Tone-X, who has gone on the road with or opened up for just about every major black comedian on the circuit (including The Original Kings of Comedy and has appeared on Diddy's Bad Boys of Comedy), has been touring this summer with comedienne Mo'Nique. He's been opening up her show during many of its weekend dates. The schedule has led him to occasionally flying out of Charlotte on a Friday afternoon and flying back late on a Sunday night, which means he doesn't miss his weekday morning show gig or his Tuesday night show. (On one particular trek, he did shows with Mo'Nique in Connecticut on Friday, New Jersey on Saturday, and New York's famed Beacon Theatre on Sunday.)
"He does whatever he has to do to be here on Tuesday nights," says Edmonds, his co-manager. "He's only missed one show, and we've been doing this every week for over a year. That show he missed, he called in -- you can tell how much he cares about it and how much the audience loves him."

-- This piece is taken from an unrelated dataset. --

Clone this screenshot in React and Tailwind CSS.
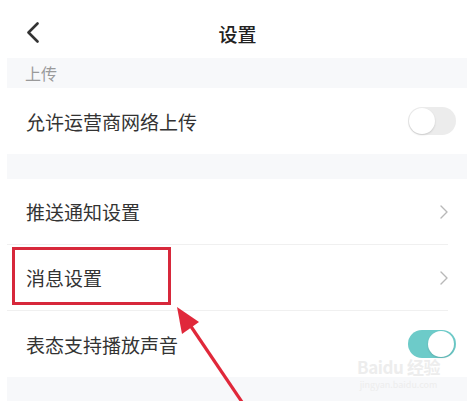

For as much as Tone-X loves the stage and has a pension for making people laugh, he's not one of those comedians who's always "on." That, coupled with his frequent discussion of social issues and mentions of God, makes him somewhat of an inspirational speaker. Some of that eases into his stand-up at times. In another life, he'd probably be a preacher.
"You understand that as you get older, you have a responsibility," Tone-X says. "When you talk through the microphone, it's more than just entertainment. It's more than buffoonery. You have an obligation, and you should feel entitled to give as much information to your people as possible. It's not about just being funny. It's about being informative. You can be informative and funny."